Locate all lines in the data below that hold "React" and show them.

=======

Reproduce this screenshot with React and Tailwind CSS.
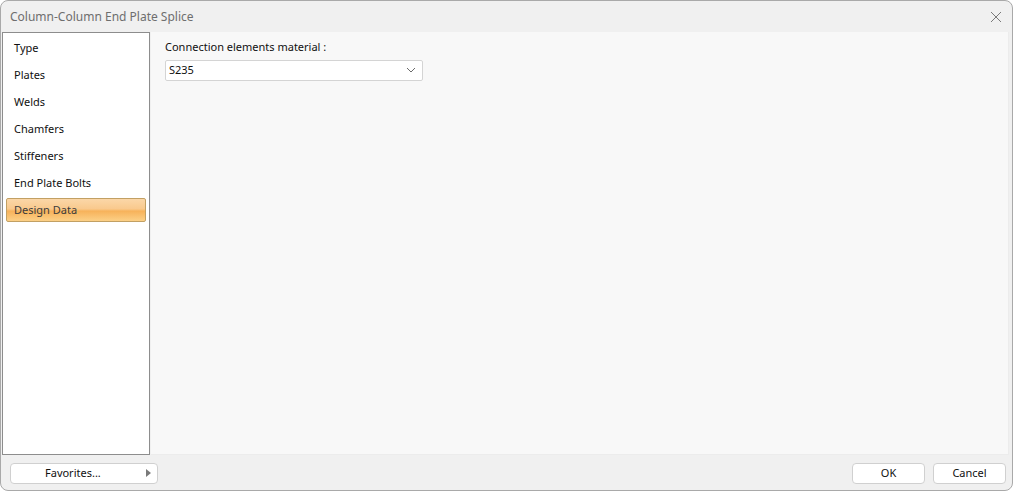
import React from "react";

const items = ["Type", "Plates", "Welds", "Chamfers", "Stiffeners", "End Plate Bolts", "Design Data"];

export default function App() {
  return (
    <div className="w-[1013px] h-[491px] bg-white" style={{ fontFamily: '"Noto Sans", "Open Sans", sans-serif' }}>
      <div className="w-[1013px] h-[491px] flex flex-col bg-[#f0f0f0] border border-[#a9a9a9] rounded-[8px] overflow-hidden">
        <div className="h-[31px] flex items-center justify-between pl-[9px] pr-[10px] shrink-0">
          <span className="text-[12px] text-[#6e6e6e]">Column-Column End Plate Splice</span>
          <svg width="12" height="12" viewBox="0 0 12 12" className="mt-[1px]">
            <path d="M1 1 L11 11 M11 1 L1 11" stroke="#7a7a7a" strokeWidth="1" />
          </svg>
        </div>
        <div className="flex flex-1 min-h-0 pl-[1px] pr-[3px]">
          <div className="w-[148px] bg-white border border-[#8d8d8d] flex flex-col px-[3px]">
            {items.map((it, i) => {
              const sel = i === items.length - 1;
              return (
                <div
                  key={it}
                  className={
                    "h-[24px] mt-[3px] flex items-center text-[11px] " +
                    (sel
                      ? "pl-[7px] rounded-[2px] border border-[#c2a063] text-[#3c3c3c] bg-[linear-gradient(to_bottom,#fbd7a8_0%,#f9c98d_45%,#f7b25a_55%,#fcd087_100%)]"
                      : "pl-[8px] text-[#101010]")
                  }
                >
                  {it}
                </div>
              );
            })}
          </div>
          <div className="flex-1 ml-[1px] bg-[#f8f8f8] border-r border-b border-[#ececec] pl-[14px] pt-[7px]">
            <div className="text-[11px] text-[#101010]">Connection elements material :</div>
            <div className="mt-[4px] w-[258px] h-[21px] bg-white border border-[#d4d4d4] rounded-[2px] flex items-center justify-between pl-[3px] pr-[6px]">
              <span className="text-[11px] text-[#101010]">S235</span>
              <svg width="10" height="6" viewBox="0 0 10 6">
                <path d="M1 1 L5 5 L9 1" stroke="#6a6a6a" fill="none" strokeWidth="1" />
              </svg>
            </div>
          </div>
        </div>
        <div className="h-[35px] shrink-0 flex items-center justify-between pl-[9px] pr-[6px] pt-[1px]">
          <button className="w-[148px] h-[21px] bg-white border border-[#d0d0d0] rounded-[4px] flex items-center justify-between pl-[34px] pr-[6px] text-[11px] text-[#101010]">
            <span>Favorites...</span>
            <svg width="5" height="8" viewBox="0 0 5 8"><path d="M0 0 L5 4 L0 8 Z" fill="#7a7a7a" /></svg>
          </button>
          <div className="flex gap-[8px]">
            <button className="w-[73px] h-[21px] bg-white border border-[#d0d0d0] rounded-[4px] text-[11px] text-[#101010]">OK</button>
            <button className="w-[73px] h-[21px] bg-white border border-[#d0d0d0] rounded-[4px] text-[11px] text-[#101010]">Cancel</button>
          </div>
        </div>
      </div>
    </div>
  );
}
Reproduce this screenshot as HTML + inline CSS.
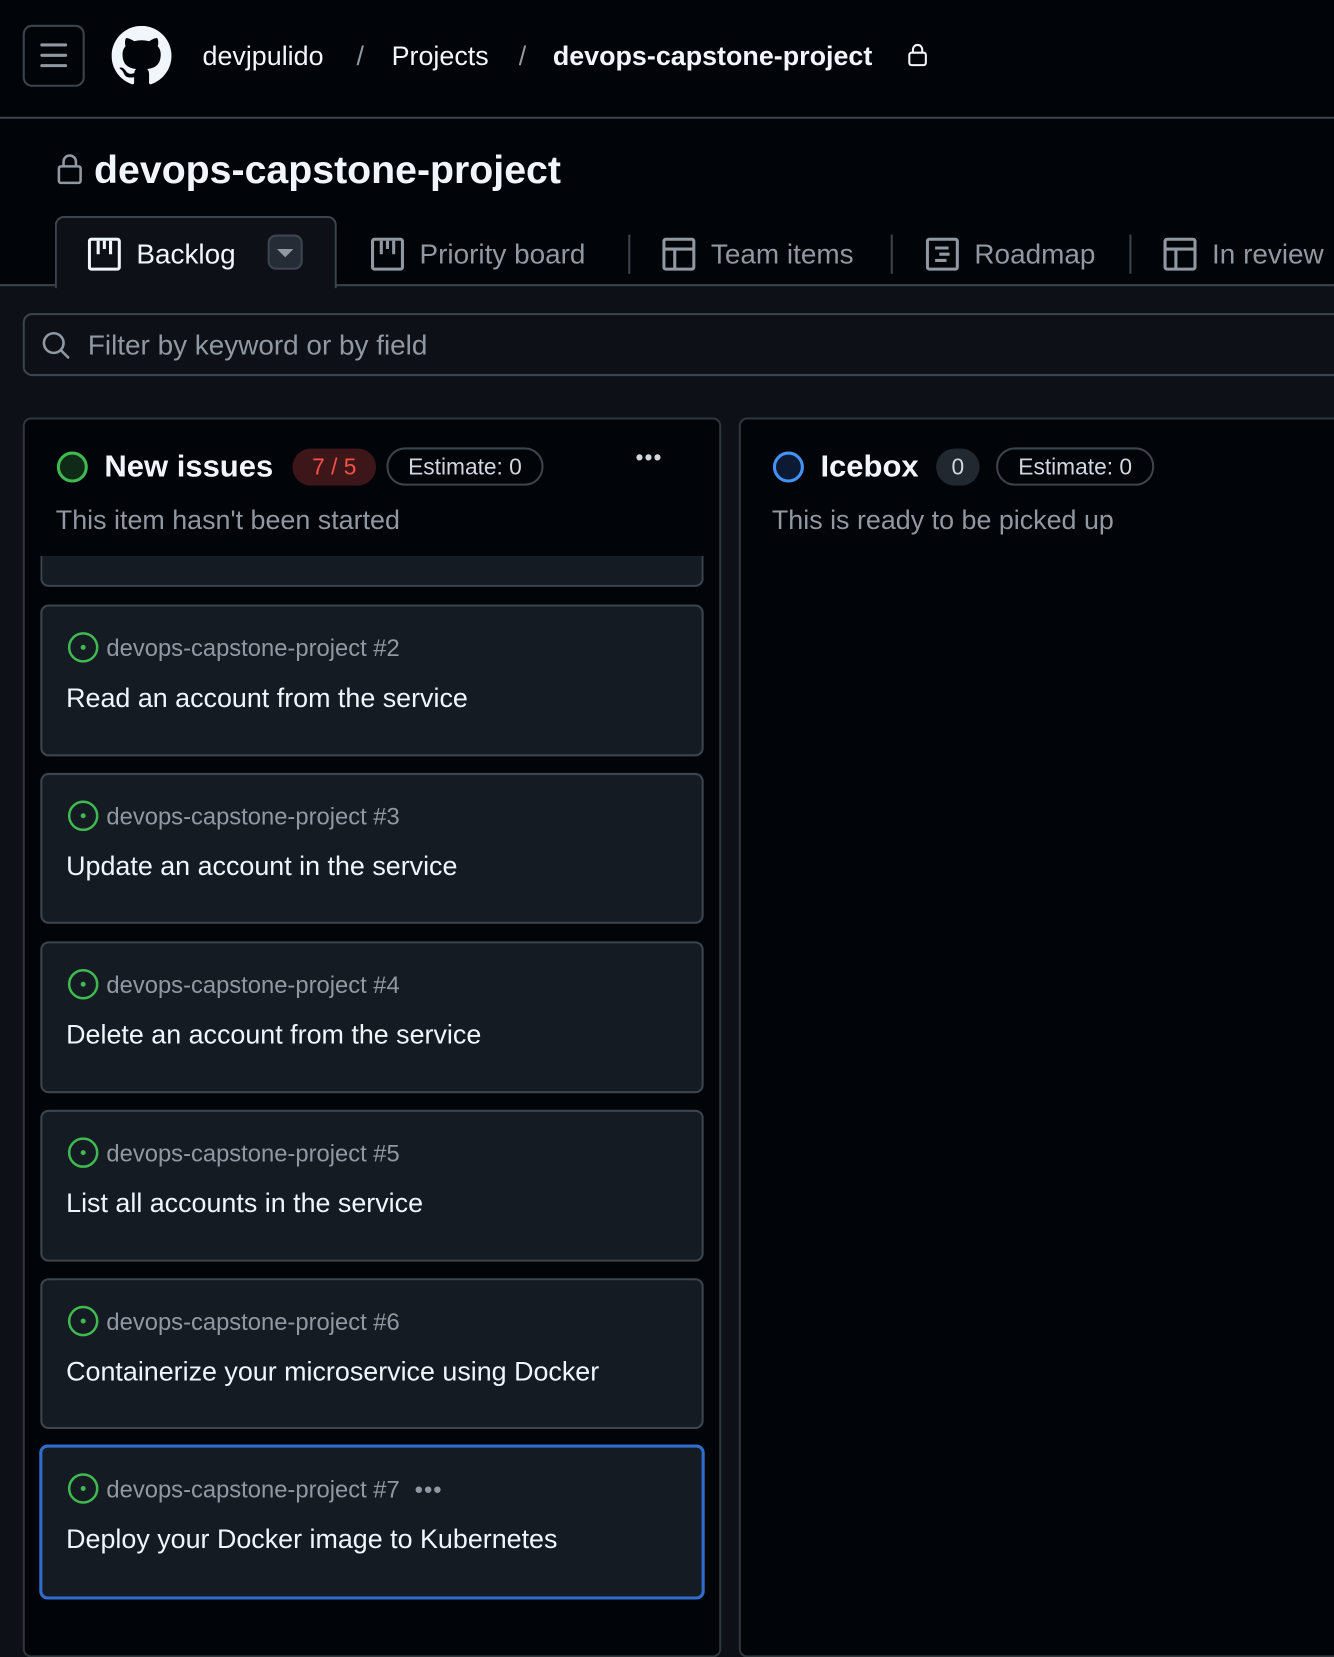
<!DOCTYPE html>
<html><head><meta charset="utf-8"><style>
html,body{margin:0;padding:0;width:1334px;height:1620px;overflow:hidden;background:#0d1117;}
#w{position:absolute;left:0;top:0;width:1291px;height:1568px;transform:scale(1.0333);transform-origin:0 0;font-family:"Liberation Sans",Arial,sans-serif;color:#f0f6fc;}
.a{position:absolute;}
.hdr{left:0;top:0;width:1291px;height:115px;background:#010409;border-bottom:2px solid #3d444d;box-sizing:border-box;}
.top2{left:0;top:115px;width:1291px;height:162px;background:#010409;border-bottom:2px solid #3d444d;box-sizing:border-box;}
.crumb{top:38px;font-size:26px;line-height:32px;color:#f0f6fc;}
.sep{color:#9198a1;}
.tab{top:230px;font-size:27px;line-height:32px;color:#9198a1;}
.vsep{top:227px;width:2px;height:38px;background:#3d444d;}
.col{top:404px;background:#010409;border:2px solid #30363d;border-radius:8px;box-sizing:border-box;height:1200px;}
.card{left:39px;width:642px;background:#151b23;border:2px solid #3d444d;border-radius:8px;box-sizing:border-box;}
.meta{position:absolute;left:62px;top:26px;font-size:23px;color:#9198a1;line-height:28px;}
.ic{position:absolute;left:24px;top:24px;}
.ttl{position:absolute;left:23px;top:72px;font-size:26px;line-height:32px;color:#f0f6fc;}
.pill{border:2px solid #3d444d;border-radius:18px;box-sizing:border-box;height:37px;font-size:22px;line-height:33px;color:#d1d7e0;text-align:center;}
</style></head><body><div id="w">
<div class="a hdr"></div>
<div class="a top2"></div>
<div class="a" style="left:22px;top:24px;width:60px;height:60px;border:2px solid #3d444d;border-radius:9px;box-sizing:border-box;"></div>
<div class="a" style="left:39px;top:42px;width:26px;height:3px;background:#9198a1;border-radius:2px;box-shadow:0 10px 0 #9198a1,0 20px 0 #9198a1;"></div>
<svg class="a" style="left:108px;top:25px" width="58" height="58" viewBox="0 0 16 16"><path fill="#f0f6fc" d="M8 0C3.58 0 0 3.58 0 8c0 3.54 2.29 6.53 5.47 7.59.4.07.55-.17.55-.38 0-.19-.01-.82-.01-1.49-2.01.37-2.53-.49-2.69-.94-.09-.23-.48-.94-.82-1.13-.28-.15-.68-.52-.01-.53.63-.01 1.08.58 1.23.82.72 1.21 1.87.87 2.33.66.07-.52.28-.87.51-1.07-1.78-.2-3.64-.89-3.64-3.95 0-.87.31-1.59.82-2.15-.08-.2-.36-1.02.08-2.12 0 0 .67-.21 2.2.82.64-.18 1.32-.27 2-.27.68 0 1.36.09 2 .27 1.53-1.04 2.2-.82 2.2-.82.44 1.1.16 1.92.08 2.12.51.56.82 1.27.82 2.15 0 3.07-1.87 3.75-3.65 3.95.29.25.54.73.54 1.48 0 1.07-.01 1.93-.01 2.2 0 .21.15.46.55.38A8.013 8.013 0 0016 8c0-4.42-3.58-8-8-8z"/></svg>
<div class="a crumb" style="left:196px">devjpulido</div>
<div class="a crumb sep" style="left:345px">/</div>
<div class="a crumb" style="left:379px">Projects</div>
<div class="a crumb sep" style="left:502px">/</div>
<div class="a crumb" style="left:535px;font-weight:bold">devops-capstone-project</div>
<svg class="a" style="left:878px;top:41px" width="20" height="24" viewBox="0 0 20 24"><rect x="2" y="10" width="16" height="12" rx="2" fill="none" stroke="#f0f6fc" stroke-width="2"/><path d="M5.5 10V7a4.5 4.5 0 019 0v3" fill="none" stroke="#f0f6fc" stroke-width="2"/></svg>
<svg class="a" style="left:55px;top:148px" width="25" height="32" viewBox="0 0 25 32"><rect x="2" y="13" width="21" height="16" rx="2" fill="none" stroke="#9198a1" stroke-width="2.5"/><path d="M6.5 13V8.5a6 6 0 0112 0V13" fill="none" stroke="#9198a1" stroke-width="2.5"/></svg>
<div class="a" style="left:91px;top:142px;font-size:38px;line-height:46px;font-weight:bold;color:#f0f6fc;">devops-capstone-project</div>
<div class="a" style="left:53px;top:209px;width:273px;height:70px;background:#0d1117;border:2px solid #3d444d;border-bottom:none;border-radius:9px 9px 0 0;box-sizing:border-box;"></div>
<svg class="a" style="left:85px;top:230px" width="32" height="32" viewBox="0 0 32 32"><rect x="1.5" y="1.5" width="29" height="29" rx="2" fill="none" stroke="#f0f6fc" stroke-width="3"/><path d="M10 3v13M16 3v8M22 3v13" stroke="#f0f6fc" stroke-width="3"/></svg>
<div class="a tab" style="left:132px;color:#f0f6fc">Backlog</div>
<div class="a" style="left:259px;top:227px;width:34px;height:34px;background:#262c36;border:2px solid #3d444d;border-radius:8px;box-sizing:border-box;"></div>
<div class="a" style="left:268px;top:241px;width:0;height:0;border-left:8px solid transparent;border-right:8px solid transparent;border-top:8px solid #9198a1;"></div>
<svg class="a" style="left:359px;top:230px" width="32" height="32" viewBox="0 0 32 32"><rect x="1.5" y="1.5" width="29" height="29" rx="2" fill="none" stroke="#9198a1" stroke-width="3"/><path d="M10 3v13M16 3v8M22 3v13" stroke="#9198a1" stroke-width="3"/></svg>
<div class="a tab" style="left:406px">Priority board</div>
<div class="a vsep" style="left:608px"></div>
<svg class="a" style="left:641px;top:230px" width="32" height="32" viewBox="0 0 32 32"><rect x="1.5" y="1.5" width="29" height="29" rx="2" fill="none" stroke="#9198a1" stroke-width="3"/><path d="M2 11h28M12 11v19" stroke="#9198a1" stroke-width="3"/></svg>
<div class="a tab" style="left:688px">Team items</div>
<div class="a vsep" style="left:862px"></div>
<svg class="a" style="left:896px;top:230px" width="32" height="32" viewBox="0 0 32 32"><rect x="1.5" y="1.5" width="29" height="29" rx="2" fill="none" stroke="#9198a1" stroke-width="3"/><path d="M9 10h13M13 16h10M9 22h11" stroke="#9198a1" stroke-width="3"/></svg>
<div class="a tab" style="left:943px">Roadmap</div>
<div class="a vsep" style="left:1093px"></div>
<svg class="a" style="left:1126px;top:230px" width="32" height="32" viewBox="0 0 32 32"><rect x="1.5" y="1.5" width="29" height="29" rx="2" fill="none" stroke="#9198a1" stroke-width="3"/><path d="M2 11h28M12 11v19" stroke="#9198a1" stroke-width="3"/></svg>
<div class="a tab" style="left:1173px">In review</div>
<div class="a" style="left:22px;top:303px;width:1300px;height:61px;border:2px solid #3d444d;border-radius:9px;box-sizing:border-box;background:#0d1117;"></div>
<svg class="a" style="left:40px;top:320px" width="30" height="30" viewBox="0 0 30 30"><circle cx="12" cy="12" r="9.5" fill="none" stroke="#9198a1" stroke-width="2.5"/><path d="M19 19l7 7" stroke="#9198a1" stroke-width="2.5" stroke-linecap="round"/></svg>
<div class="a" style="left:85px;top:318px;font-size:27px;line-height:32px;color:#9198a1;">Filter by keyword or by field</div>
<div class="a col" style="left:22px;width:676px"></div>
<div class="a col" style="left:715px;width:700px"></div>
<div class="a" style="left:55px;top:437px;width:30px;height:30px;border:3px solid #3fb950;border-radius:50%;box-sizing:border-box;background:#0f2a17;"></div>
<div class="a" style="left:101px;top:434px;font-size:30px;line-height:36px;font-weight:bold">New issues</div>
<div class="a" style="left:283px;top:434px;width:81px;height:36px;background:#3c1618;border-radius:18px;color:#f85149;font-size:22px;line-height:36px;text-align:center;">7 / 5</div>
<div class="a pill" style="left:374px;top:433px;width:152px">Estimate: 0</div>
<div class="a" style="left:615px;top:430px;font-size:22px;color:#d1d7e0;letter-spacing:1px">•••</div>
<div class="a" style="left:54px;top:487px;font-size:26px;line-height:32px;color:#9198a1">This item hasn't been started</div>
<div class="a" style="left:748px;top:437px;width:30px;height:30px;border:3px solid #4493f8;border-radius:50%;box-sizing:border-box;background:#0c1a33;"></div>
<div class="a" style="left:794px;top:434px;font-size:30px;line-height:36px;font-weight:bold">Icebox</div>
<div class="a" style="left:906px;top:434px;width:42px;height:36px;background:#212830;border-radius:18px;color:#d1d7e0;font-size:22px;line-height:36px;text-align:center;">0</div>
<div class="a pill" style="left:964px;top:433px;width:153px">Estimate: 0</div>
<div class="a" style="left:747px;top:487px;font-size:26px;line-height:32px;color:#9198a1">This is ready to be picked up</div>
<div class="a card" style="top:538px;height:30px;border-top:none;border-radius:0 0 8px 8px"></div>
<div class="a card" style="top:585px;height:147px"><svg class="ic" width="31" height="31" viewBox="0 0 32 32"><circle cx="16" cy="16" r="14" fill="none" stroke="#3fb950" stroke-width="2.5"/><circle cx="16" cy="16" r="2.5" fill="#3fb950"/></svg><div class="meta">devops-capstone-project #2</div><div class="ttl">Read an account from the service</div></div>
<div class="a card" style="top:748px;height:146px"><svg class="ic" width="31" height="31" viewBox="0 0 32 32"><circle cx="16" cy="16" r="14" fill="none" stroke="#3fb950" stroke-width="2.5"/><circle cx="16" cy="16" r="2.5" fill="#3fb950"/></svg><div class="meta">devops-capstone-project #3</div><div class="ttl">Update an account in the service</div></div>
<div class="a card" style="top:911px;height:147px"><svg class="ic" width="31" height="31" viewBox="0 0 32 32"><circle cx="16" cy="16" r="14" fill="none" stroke="#3fb950" stroke-width="2.5"/><circle cx="16" cy="16" r="2.5" fill="#3fb950"/></svg><div class="meta">devops-capstone-project #4</div><div class="ttl">Delete an account from the service</div></div>
<div class="a card" style="top:1074px;height:147px"><svg class="ic" width="31" height="31" viewBox="0 0 32 32"><circle cx="16" cy="16" r="14" fill="none" stroke="#3fb950" stroke-width="2.5"/><circle cx="16" cy="16" r="2.5" fill="#3fb950"/></svg><div class="meta">devops-capstone-project #5</div><div class="ttl">List all accounts in the service</div></div>
<div class="a card" style="top:1237px;height:146px"><svg class="ic" width="31" height="31" viewBox="0 0 32 32"><circle cx="16" cy="16" r="14" fill="none" stroke="#3fb950" stroke-width="2.5"/><circle cx="16" cy="16" r="2.5" fill="#3fb950"/></svg><div class="meta">devops-capstone-project #6</div><div class="ttl">Containerize your microservice using Docker</div></div>
<div class="a card" style="left:38px;width:644px;top:1398px;height:150px;border:3px solid #316dca;"><svg class="ic" width="31" height="31" viewBox="0 0 32 32"><circle cx="16" cy="16" r="14" fill="none" stroke="#3fb950" stroke-width="2.5"/><circle cx="16" cy="16" r="2.5" fill="#3fb950"/></svg><div class="meta">devops-capstone-project #7 <span style="letter-spacing:1px;margin-left:8px">•••</span></div><div class="ttl">Deploy your Docker image to Kubernetes</div></div>
</div></body></html>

=======

*ANSWER TO THIS PROBLEM*:
Reproduce this screenshot with React and Tailwind CSS.
import React from "react";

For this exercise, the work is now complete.